The “banquet” that always begins with the bread and wine has been a symbol of inclusiveness and reconciliation throughout the Jewish and Christian traditions. How ironic it seems that the church for centuries has used communion as the symbol and tool for divisiveness, often creating complicated rules, laws and policies about who can receive the communion elements and who cannot. And yet many of our favorite stories of Jesus’s life are about his open table, his table of fellowship, and the wonderfully strange and unique people with whom we find him “breaking bread” and dining.
It is probably no coincidence that many scholars today believe the stories about Jesus’s open table are considered some of the most authentic historical passages in the gospels, in part because they are so unique for the times. Marcus J. Borg wrote in Meeting Jesus Again for the First Time, “one of his (Jesus’s) most characteristic activities was an open and inclusive table.” (p.55) Later he notes that, “The inclusive vision incarnated in Jesus’s table fellowship is reflected in the shape of the Jesus movement itself.” (p. 56)
John Dominic Crossan writes that Jesus’s open table fellowship is a core teaching component and symbol of his life.

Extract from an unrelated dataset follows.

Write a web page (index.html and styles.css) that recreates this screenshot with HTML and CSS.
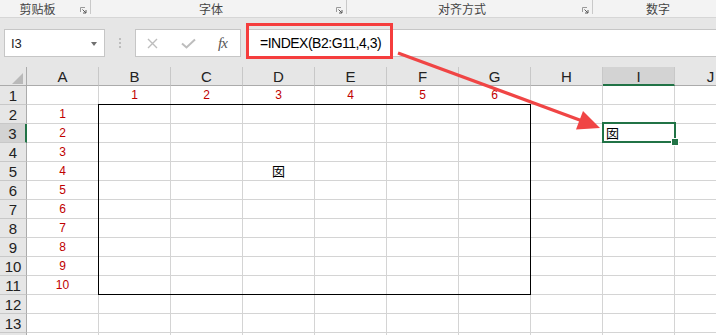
FILE: index.html
```html
<!DOCTYPE html>
<html lang="zh-CN">
<head>
    <meta charset="UTF-8">
    <meta name="viewport" content="width=device-width, initial-scale=1.0">
    <title>INDEX 函数示例</title>
    <link rel="stylesheet" href="styles.css">
</head>
<body>
    <div class="app">
        <!-- Ribbon group labels -->
        <div class="ribbon">
            <div class="group group-clipboard">
                <span class="group-label">剪贴板</span>
                <span class="launcher"><svg width="7" height="7" viewBox="0 0 7 7"><path d="M0.5 5V0.5H5" fill="none" stroke="#9a9a9a"/><path d="M2.5 2.5L6 6M6 3V6H3" fill="none" stroke="#5a5a5a"/></svg></span>
            </div>
            <div class="group group-font">
                <span class="group-label">字体</span>
                <span class="launcher"><svg width="7" height="7" viewBox="0 0 7 7"><path d="M0.5 5V0.5H5" fill="none" stroke="#9a9a9a"/><path d="M2.5 2.5L6 6M6 3V6H3" fill="none" stroke="#5a5a5a"/></svg></span>
            </div>
            <div class="group group-align">
                <span class="group-label">对齐方式</span>
                <span class="launcher"><svg width="7" height="7" viewBox="0 0 7 7"><path d="M0.5 5V0.5H5" fill="none" stroke="#9a9a9a"/><path d="M2.5 2.5L6 6M6 3V6H3" fill="none" stroke="#5a5a5a"/></svg></span>
            </div>
            <div class="group group-number">
                <span class="group-label">数字</span>
                <span class="launcher"></span>
            </div>
        </div>

        <!-- Formula bar -->
        <div class="formula-band">
            <div class="name-box">
                <span>I3</span>
                <span class="caret"></span>
            </div>
            <div class="grip"><i></i><i></i><i></i></div>
            <div class="fx-box">
                <svg class="fx-icon" width="11" height="11" viewBox="0 0 11 11"><path d="M1 1L10 10M10 1L1 10" stroke="#bdbdbd" stroke-width="1.4"/></svg>
                <svg class="fx-icon" width="15" height="11" viewBox="0 0 15 11"><path d="M1 5.5L5.5 9.5L14 1.5" fill="none" stroke="#bdbdbd" stroke-width="2"/></svg>
                <span class="fx-label">fx</span>
            </div>
            <div class="formula-input">=INDEX(B2:G11,4,3)</div>
        </div>

        <!-- Worksheet -->
        <div class="sheet" id="sheet">
            <div class="range-border"></div>
            <div class="selection"><span class="fill-handle"></span></div>
        </div>

        <!-- Annotation -->
        <div class="callout"></div>
        <svg class="arrow" width="716" height="335" viewBox="0 0 716 335">
            <line x1="398" y1="53" x2="581" y2="120.5" stroke="#f04545" stroke-width="3.2"/>
            <polygon points="600,128 576,129.5 583,111" fill="#f04545"/>
        </svg>
    </div>

    <script>
        const COLS = ['A', 'B', 'C', 'D', 'E', 'F', 'G', 'H', 'I', 'J'];
        const ROW_COUNT = 14;
        const LABELLED_ROWS = 13;
        const ACTIVE_COL = 'I';
        const ACTIVE_ROW = 3;

        const values = {
            B1: '1', C1: '2', D1: '3', E1: '4', F1: '5', G1: '6',
            A2: '1', A3: '2', A4: '3', A5: '4', A6: '5',
            A7: '6', A8: '7', A9: '8', A10: '9', A11: '10',
            D5: '囡', I3: '囡'
        };

        const sheet = document.getElementById('sheet');

        function addCell(row, col, className, text) {
            const el = document.createElement('div');
            el.className = className;
            el.style.gridArea = (row + 1) + ' / ' + (col + 1);
            el.textContent = text || '';
            sheet.appendChild(el);
        }

        // header row
        addCell(0, 0, 'corner');
        COLS.forEach((name, i) => {
            const cls = name === ACTIVE_COL ? 'col-head active' : 'col-head';
            addCell(0, i + 1, cls, name);
        });

        // body rows (the last one is only a sliver at the window edge)
        for (let r = 1; r <= ROW_COUNT; r++) {
            const label = r <= LABELLED_ROWS ? String(r) : '';
            addCell(r, 0, r === ACTIVE_ROW ? 'row-head active' : 'row-head', label);
            COLS.forEach((name, i) => {
                const key = name + r;
                let cls = 'cell';
                if (key === 'I3') cls += ' cell-text cell-left';
                else if (key === 'D5') cls += ' cell-text';
                addCell(r, i + 1, cls, values[key]);
            });
        }
    </script>
</body>
</html>
```

FILE: styles.css
```css
/* Global */
body {
    margin: 0;
    font-family: 'Liberation Sans', 'Noto Sans CJK SC', sans-serif;
    background: #ffffff;
    color: #000;
    overflow: hidden;
}

.app {
    position: relative;
    width: 716px;
    height: 335px;
    overflow: hidden;
}

/* Ribbon */
.ribbon {
    display: flex;
    height: 17px;
    background: #f3f3f3;
    border-bottom: 1px solid #d6d6d6;
    overflow: hidden;
}

.group {
    display: flex;
    align-items: center;
    flex-shrink: 0;
    position: relative;
}

.group::after {
    content: '';
    position: absolute;
    right: 0;
    top: 0;
    height: 14px;
    border-right: 1px solid #c9c9c9;
}

.group-clipboard { width: 91px; }
.group-font { width: 256px; }
.group-align { width: 246px; }
.group-number { width: 146px; }

.group-label {
    flex: 1;
    text-align: center;
    font-family: 'Noto Sans CJK SC', sans-serif;
    font-size: 12px;
    line-height: 17px;
    color: #444;
}

.launcher {
    width: 16px;
    display: flex;
    justify-content: center;
    padding-top: 3px;
}

/* Formula bar */
.formula-band {
    display: flex;
    align-items: flex-start;
    height: 49px;
    box-sizing: border-box;
    padding: 11px 0 0 4px;
    background: #e6e6e6;
}

.name-box {
    display: flex;
    align-items: center;
    justify-content: space-between;
    width: 101px;
    height: 28px;
    box-sizing: border-box;
    padding: 0 7px 0 6px;
    background: #fff;
    border: 1px solid #c6c6c6;
    font-size: 13px;
    color: #222;
}

.caret {
    width: 0;
    height: 0;
    border-left: 3px solid transparent;
    border-right: 3px solid transparent;
    border-top: 4px solid #707070;
    margin-top: 1px;
}

.grip {
    width: 30px;
    height: 28px;
    display: flex;
    flex-direction: column;
    align-items: center;
    justify-content: center;
    gap: 2px;
}

.grip i {
    display: block;
    width: 2px;
    height: 2px;
    background: #bdbdbd;
}

.fx-box {
    display: flex;
    align-items: center;
    justify-content: space-around;
    width: 106px;
    height: 28px;
    box-sizing: border-box;
    background: #fff;
    border: 1px solid #c6c6c6;
    margin-right: 6px;
}

.fx-label {
    font-family: 'Liberation Serif', serif;
    font-style: italic;
    font-size: 15px;
    letter-spacing: -1px;
    color: #555;
    padding-right: 2px;
}

.formula-input {
    flex: 1;
    height: 28px;
    box-sizing: border-box;
    background: #fff;
    border: 1px solid #c6c6c6;
    border-right: none;
    padding-left: 12px;
    font-size: 14px;
    letter-spacing: -0.5px;
    line-height: 27px;
    color: #000;
    white-space: nowrap;
}

/* Worksheet grid */
.sheet {
    display: grid;
    grid-template-columns: 27px repeat(10, 72px);
    grid-template-rows: repeat(15, 19px);
    height: 268px;
    overflow: hidden;
}

.sheet > div {
    box-sizing: border-box;
    min-width: 0;
    overflow: hidden;
    white-space: nowrap;
}

.corner {
    background: #e6e6e6;
    border-right: 1px solid #ababab;
    border-bottom: 1px solid #ababab;
    position: relative;
}

.corner::after {
    content: '';
    position: absolute;
    left: 12px;
    top: 6px;
    width: 11px;
    height: 11px;
    background: #b9b9b9;
    clip-path: polygon(100% 0, 100% 100%, 0 100%);
}

.col-head {
    background: #e6e6e6;
    border-right: 1px solid #c8c8c8;
    border-bottom: 1px solid #ababab;
    text-align: center;
    font-size: 15px;
    line-height: 16px;
    padding-top: 2px;
    color: #222;
}

.col-head.active {
    background: #d3d3d3;
    border-bottom: 2px solid #217346;
}

.row-head {
    background: #e6e6e6;
    border-right: 1px solid #ababab;
    border-bottom: 1px solid #c8c8c8;
    text-align: center;
    font-size: 15px;
    line-height: 16px;
    padding-top: 2px;
    color: #222;
}

.row-head.active {
    background: #d3d3d3;
    border-right: 2px solid #217346;
}

.cell {
    border-right: 1px solid #d4d4d4;
    border-bottom: 1px solid #d4d4d4;
    text-align: center;
    font-size: 12px;
    line-height: 18px;
    color: #c00000;
}

.cell-text {
    font-family: 'Noto Sans CJK SC', sans-serif;
    font-size: 13px;
    color: #000;
}

.cell-left {
    text-align: left;
    padding-left: 3px;
}

.range-border {
    grid-area: 3 / 3 / 13 / 9;
    border: 1px solid #000;
    margin: -1px 0 0 -1px;
    z-index: 1;
    pointer-events: none;
}

.selection {
    grid-area: 4 / 10;
    border: 2px solid #217346;
    margin: -2px -1px 0 -1px;
    z-index: 2;
    position: relative;
    overflow: visible !important;
}

.fill-handle {
    position: absolute;
    right: -4px;
    bottom: -4px;
    width: 6px;
    height: 6px;
    background: #217346;
    box-shadow: 0 0 0 1px #fff;
}

/* Annotation overlay */
.callout {
    position: absolute;
    left: 246px;
    top: 23px;
    width: 147px;
    height: 36px;
    box-sizing: border-box;
    border: 3px solid #f53d3d;
}

.arrow {
    position: absolute;
    left: 0;
    top: 0;
    pointer-events: none;
}
```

He notes that Jesus’s practice of “open commensality (rules of tabling and eating) is the symbol and embodiment of radical egalitarianism, of an absolute equality of people that denies the validity of any discrimination between them and negates the necessity of any hierarchy among them.” (Jesus: A Revolutionary Biography, p.27, 1994)
Most modern scholars believe that this unique table fellowship was the precursor of what became the Lord’s Supper, or the Eucharist. Borg writes, “…ultimately, the meals of Jesus are the ancestor of the Christian Eucharist.” (p.56)
Progressive Christians then assume that we are following the instructions and the model of Jesus when we practice open communion. We are acting out of a long tradition and a fundamental expression of God’s love, the heart of the original Jesus movement. Of course the real challenge is to continue to live our daily lives with that same attitude of openness, or in Dr. Crossan’s words, with radical egalitarianism, after we leave the safety of our sanctuaries.
2. How can we best express an open table that includes all people in our respective churches?
3. What guidelines or restrictions, if any, do you think there should be regarding those included at your communion table?
4. Who, if anyone, do you believe should be excluded, or who do you wish would be excluded from the Lord’s Supper in your church?